Conscient du fait que les Émirats ne "sont pas une démocratie aux standards occidentaux", Dominique Trinquand se "félicite qu’un pays comme les Émirats cherche à se positionner sur des sujets d’intérêt commun".

Don de 50 millions d’euros

La controverse autour de cette nomination émane du fait que le général émirati est visé par plusieurs plaintes pour "torture" en France, où siège Interpol, et en Turquie, pays hôte de l’assemblée générale de l’instance qui se tient à Istanbul.
Elle serait aussi le fait des récents dons envoyés par Abou Dhabi à l’organisme. Une première enveloppe de 50 millions d’euros a été envoyée à Interpol en 2017. Une somme presque équivalente aux contributions statutaires (environ 231.000 euros annuels) des 195 pays membres de l'organisation, qui s'élevaient à 60 millions d'euros en 2020.
Ceux-ci ont remis le couvert en 2019 en donnant ou prêtant 10 millions. Soit près de 7% du budget annuel d'Interpol. "De tels financements réduisent la capacité des autres membres à influencer l'organisation", prévient Edward Lemon, enseignant à l'Université A&M du Texas et spécialiste des régimes autoritaires, cité par l’AFP.

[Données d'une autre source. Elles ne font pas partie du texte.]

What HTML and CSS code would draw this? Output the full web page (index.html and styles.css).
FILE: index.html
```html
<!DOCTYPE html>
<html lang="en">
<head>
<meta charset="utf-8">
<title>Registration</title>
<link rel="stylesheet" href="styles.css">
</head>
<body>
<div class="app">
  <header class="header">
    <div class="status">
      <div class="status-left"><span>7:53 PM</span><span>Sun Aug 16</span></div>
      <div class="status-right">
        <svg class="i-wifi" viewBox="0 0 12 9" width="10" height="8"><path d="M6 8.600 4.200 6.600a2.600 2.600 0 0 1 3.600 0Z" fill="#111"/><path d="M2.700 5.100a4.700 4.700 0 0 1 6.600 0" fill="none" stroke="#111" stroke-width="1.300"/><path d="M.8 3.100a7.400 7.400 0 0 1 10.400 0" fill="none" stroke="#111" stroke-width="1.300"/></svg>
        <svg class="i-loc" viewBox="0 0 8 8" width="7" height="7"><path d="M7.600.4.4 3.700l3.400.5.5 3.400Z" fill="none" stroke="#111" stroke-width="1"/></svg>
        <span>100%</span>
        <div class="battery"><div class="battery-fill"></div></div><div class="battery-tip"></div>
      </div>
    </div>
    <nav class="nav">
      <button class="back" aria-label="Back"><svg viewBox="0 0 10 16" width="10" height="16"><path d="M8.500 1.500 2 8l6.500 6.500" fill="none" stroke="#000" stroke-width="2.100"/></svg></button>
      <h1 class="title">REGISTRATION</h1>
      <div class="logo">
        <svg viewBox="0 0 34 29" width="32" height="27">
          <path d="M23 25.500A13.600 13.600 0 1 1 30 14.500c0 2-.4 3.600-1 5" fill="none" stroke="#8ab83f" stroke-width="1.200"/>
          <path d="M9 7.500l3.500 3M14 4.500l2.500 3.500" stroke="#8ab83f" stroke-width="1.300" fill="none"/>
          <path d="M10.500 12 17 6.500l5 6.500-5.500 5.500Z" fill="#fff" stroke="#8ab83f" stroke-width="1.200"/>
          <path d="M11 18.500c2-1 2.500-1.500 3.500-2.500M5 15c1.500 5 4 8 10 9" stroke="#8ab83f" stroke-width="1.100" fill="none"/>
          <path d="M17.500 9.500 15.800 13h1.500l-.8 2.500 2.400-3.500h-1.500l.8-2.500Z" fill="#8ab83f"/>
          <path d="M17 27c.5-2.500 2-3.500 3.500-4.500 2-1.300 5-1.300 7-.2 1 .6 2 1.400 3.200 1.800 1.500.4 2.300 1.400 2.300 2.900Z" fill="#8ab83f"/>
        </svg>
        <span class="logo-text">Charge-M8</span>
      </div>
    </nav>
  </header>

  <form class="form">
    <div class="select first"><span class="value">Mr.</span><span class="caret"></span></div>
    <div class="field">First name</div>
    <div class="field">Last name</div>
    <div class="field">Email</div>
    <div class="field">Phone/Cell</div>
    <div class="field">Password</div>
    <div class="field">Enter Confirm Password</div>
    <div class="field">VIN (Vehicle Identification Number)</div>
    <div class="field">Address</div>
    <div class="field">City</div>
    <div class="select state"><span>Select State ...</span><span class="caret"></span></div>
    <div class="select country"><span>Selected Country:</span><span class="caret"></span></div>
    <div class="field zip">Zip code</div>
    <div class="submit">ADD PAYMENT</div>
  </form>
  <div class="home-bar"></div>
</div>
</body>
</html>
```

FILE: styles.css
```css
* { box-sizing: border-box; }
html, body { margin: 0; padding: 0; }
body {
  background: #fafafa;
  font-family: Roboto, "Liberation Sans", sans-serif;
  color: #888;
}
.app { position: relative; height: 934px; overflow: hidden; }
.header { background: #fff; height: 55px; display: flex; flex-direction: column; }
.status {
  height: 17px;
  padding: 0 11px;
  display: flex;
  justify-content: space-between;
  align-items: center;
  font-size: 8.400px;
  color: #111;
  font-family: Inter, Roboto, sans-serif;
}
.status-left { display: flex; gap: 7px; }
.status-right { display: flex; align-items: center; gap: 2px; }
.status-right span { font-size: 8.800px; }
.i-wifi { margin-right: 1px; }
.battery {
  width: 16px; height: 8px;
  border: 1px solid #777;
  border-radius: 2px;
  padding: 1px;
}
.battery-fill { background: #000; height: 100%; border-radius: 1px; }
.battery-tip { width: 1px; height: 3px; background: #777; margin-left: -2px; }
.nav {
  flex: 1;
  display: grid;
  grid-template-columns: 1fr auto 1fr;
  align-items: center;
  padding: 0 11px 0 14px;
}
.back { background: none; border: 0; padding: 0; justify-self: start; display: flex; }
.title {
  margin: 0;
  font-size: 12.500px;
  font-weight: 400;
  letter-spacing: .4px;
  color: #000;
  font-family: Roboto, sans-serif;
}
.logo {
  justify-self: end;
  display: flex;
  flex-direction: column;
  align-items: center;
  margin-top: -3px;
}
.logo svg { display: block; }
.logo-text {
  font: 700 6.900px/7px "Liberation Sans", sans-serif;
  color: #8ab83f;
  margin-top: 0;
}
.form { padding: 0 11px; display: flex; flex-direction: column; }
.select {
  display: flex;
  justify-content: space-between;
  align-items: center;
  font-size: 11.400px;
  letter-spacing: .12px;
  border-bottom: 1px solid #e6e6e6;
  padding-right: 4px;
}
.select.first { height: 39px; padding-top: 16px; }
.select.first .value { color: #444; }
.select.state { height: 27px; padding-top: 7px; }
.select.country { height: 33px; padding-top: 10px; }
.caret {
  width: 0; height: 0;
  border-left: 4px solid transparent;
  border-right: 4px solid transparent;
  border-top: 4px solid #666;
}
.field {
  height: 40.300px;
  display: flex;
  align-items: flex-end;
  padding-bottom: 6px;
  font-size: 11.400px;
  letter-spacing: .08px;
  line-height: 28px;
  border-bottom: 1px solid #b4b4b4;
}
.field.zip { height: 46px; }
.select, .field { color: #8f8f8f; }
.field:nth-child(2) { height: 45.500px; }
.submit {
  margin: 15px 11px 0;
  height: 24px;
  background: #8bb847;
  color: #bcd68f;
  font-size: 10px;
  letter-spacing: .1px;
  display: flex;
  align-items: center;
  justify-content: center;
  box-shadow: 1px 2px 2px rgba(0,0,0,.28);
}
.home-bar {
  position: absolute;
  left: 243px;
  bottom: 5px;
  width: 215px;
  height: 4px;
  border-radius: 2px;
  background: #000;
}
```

Désigné pour quatre ans, le président d’Interpol occupe son poste à temps partiel, de façon bénévole, et conserve ses fonctions dans son pays d’origine. Ahmed Naser Al-Raisi restera donc inspecteur général du ministère de l’Intérieur des Émirats arabes unis le temps de sa présidence. Les statuts d'Interpol accordent au président un rôle avant tout honorifique. C'est l’Allemand Jürgen Stock, secrétaire général, qui assure la gestion des affaires en pratique.